Practices that are good for the environment and society may appear to have a negative impact on corporate profitability, but use of the balance scorecard can result in a clearer picture of the relationship among sustainable practices, corporate strategies, and profitability. This article explores three ways that sustainable practices can be incorporated into BSC and discusses issues that should be considered when selecting sustainability related measures, targets, and goals. It also examines ways to enhance both internal and external reporting of sustainability-related performance.
Adopting green operating practices is certainly good for the environment, yet the implications of such practices for a business’s profitability may be viewed as both positive and negative. On one hand, by contributing to product differentiation in the market- place and enhancing organizational image to investors and customers (both current and potential), green practices may increase a company’s profitability. On the other hand, green practices may actually reduce profitability because of extra costs that result from implementation and continuation of sustainable practices.
For example, installing solar panels on a building may lower monthly electricity bills, but, concomitantly, the reduced electricity bills may be more than offset by the high purchase and installation costs associated with the panels.
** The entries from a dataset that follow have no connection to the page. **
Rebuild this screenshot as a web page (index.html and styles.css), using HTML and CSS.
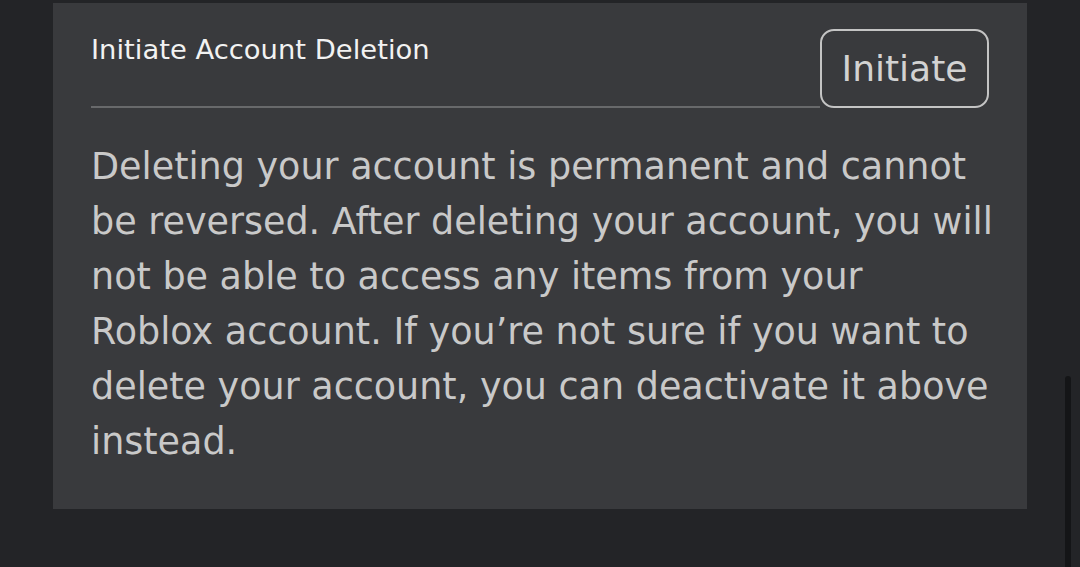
FILE: index.html
```html
<!DOCTYPE html>
<html lang="en">

<head>
    <meta charset="UTF-8">
    <meta name="viewport" content="width=device-width, initial-scale=1.0">
    <title>Account Settings</title>
    <link rel="stylesheet" href="styles.css">
</head>

<body>

    <div class="page">
        <section class="settings-panel">
            <div class="setting-row">
                <div class="setting-label">
                    <span>Initiate Account Deletion</span>
                </div>
                <button class="outline-btn" id="initiate">Initiate</button>
            </div>

            <p class="setting-desc">Deleting your account is permanent and cannot be reversed. After deleting your account, you will not be able to access any items from your Roblox account. If you’re not sure if you want to delete your account, you can deactivate it above instead.</p>
        </section>
    </div>

    <div class="scroll-thumb"></div>

</body>

</html>
```

FILE: styles.css
```css
body {
    margin: 0;
    background-color: #232427;
    font-family: "DejaVu Sans", "Open Sans", sans-serif;
    overflow: hidden;
}

.page {
    padding: 3px 0 0 53px;
}

.settings-panel {
    width: 974px;
    height: 506px;
    box-sizing: border-box;
    padding: 26px 38px 0 38px;
    background-color: #393a3d;
}

.setting-row {
    display: flex;
    align-items: stretch;
}

.setting-label {
    flex: 1;
    border-bottom: 2px solid #68696b;
    color: #f2f2f2;
    font-size: 27.4px;
    line-height: 30px;
    padding-top: 6px;
}

.outline-btn {
    width: 169px;
    height: 79px;
    box-sizing: border-box;
    background: transparent;
    border: 2px solid #c4c4c4;
    border-radius: 14px;
    color: #d2d2d2;
    font-family: inherit;
    font-size: 36px;
    padding: 0;
    cursor: pointer;
}

.setting-desc {
    margin: 31px -5px 0 0;
    color: #c9c9c9;
    font-size: 36.5px;
    line-height: 55px;
}

/* thin overlay scrollbar on the right edge */
.scroll-thumb {
    position: absolute;
    left: 1065px;
    top: 376px;
    width: 6px;
    height: 200px;
    border-radius: 3px;
    background-color: #141517;
}
```
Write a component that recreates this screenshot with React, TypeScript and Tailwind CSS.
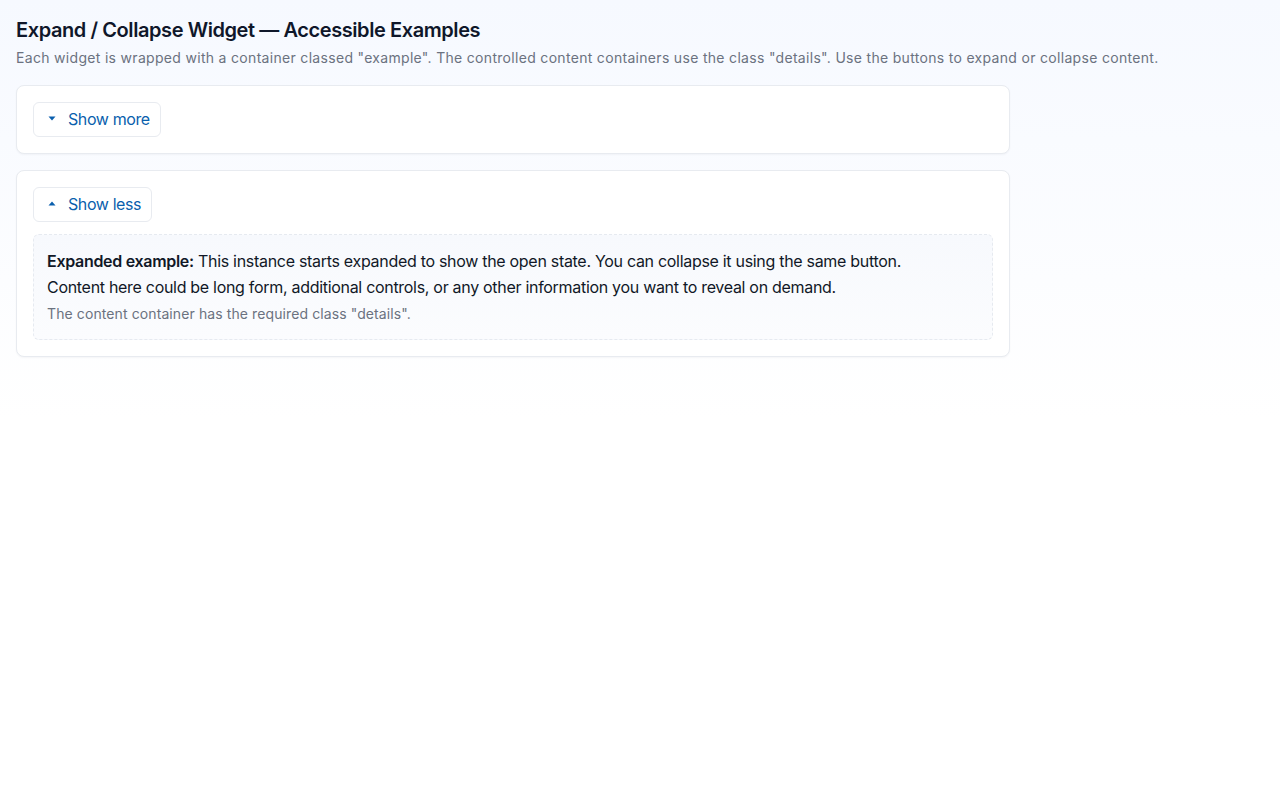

The sustainability concept now runs rampant in business literature, but, unfortunately, there is no agreed- upon definition of sustainability or its underlying tenets. “Sustainable” or “green” practices will be found throughout the operations of a business. These practices can be included in the design features of an organization’s buildings, vendor selection in the supply chain, production of goods and provision of services, and packaging features and distribution elements of those products and services, and the practices will be a significant consideration in a product’s ultimate disposal.
The BSC typically reflect four interrelated perspectives of a company: financial, customer, international business prowess, and learning and growth. Each perspective has a series of performance measures, targets, and goals that reflect the firm’s long-term strategies. The financial perspective takes the viewpoint of the company shareholders and typically uses traditional financial measures such as operating cash flows, return on investment, and changes in operating income over time.
The customer perspective addresses product and firm differentiation strategies as well as value creation from the viewpoint of the organizations client base. The international business processes perspective includes measures of the efficiency and the effectiveness of the firms operations. The learning and growth perspective focuses on the creation of organizational value through employees and innovative practices.
The first method is to add a fifth perspective to the BSC. It may be the simplest approach for companies that want to emphasize sustainability as a key corporate value or a critical strategy. The sustainability perspective consists of social and environmental performance indicators that link with the other four BSC dimensions and highlights the importance of social, environmental, and economic responsibility as a corporate goal. This approach could allow management to establish less definitive measurements without compromising organizational aggregation.
The second approach is sustainability-balanced scorecard (SBSC). A separate SBSC is an appropriate for many companies such as those existing BSC but want to measure or integrate sustainability without the disruption and cost of adopting a full-scale BSC. SBSC include the following four perspectives: sustainability, stakeholders, processes and learning. The sustainability perspective would emphasize the triple bottom line of economic prosperity, environmental quality, and social justice. The stakeholder perspective would incorporate measures of business ethics, labor practices, and impact on society. The processes perspective would focus on specific organizational external and internal processes products, tools, and systems. The learning perspective would stress organizational synergy, training, and research and development. A strength of the SBSC is that a well-defined corporate sustainability strategy is not essential to its development.
The third is integrating sustainability measures throughout the four perspectives. Management has to both define the metrics that are important in measuring progress towards organizational sustainability objectives, and how sustainability (or lack thereof) will affect the future. Incorporating new measures are important the firms financial well being as customer satisfaction, manufacturing cycle efficiency, and patent-generating research and development. The integration method also works well for companies that have adopted a more all-encompassing definition of sustainable practices that includes environmental, health, and social aspects. This article relates to accounting class because of the topics covered such as sustainability, triple bottom reports, return on investment, and balanced scorecard.
The article concludes with developing sustainability metrics. These provide tangible guidance to how the strategies implemented help create shareholder value. There are three ways that sustainable practices can be incorporated into the balanced scorecard: adding a fifth perspective to the BSC, a sustainability-balanced scorecard, and integrating sustainability measures throughout the four perspectives. My perspective is, I know how important it is to be not only more “green” today, but as cost effective as possible.
The three methods don’t look too complicated to be implemented. The article states at the end that companies are being pressured by stakeholders to become more transparent, and such transparency is becoming the norm rather than the exception. The 2008 KPMG international survey of corporate responsibility reporting found that, in 2008, nearly 80% of the worlds largest 250 companies issued some type of responsibility report. These responsibility reports included governance, ethical, environmental and social issues. It is now more important than ever to go green.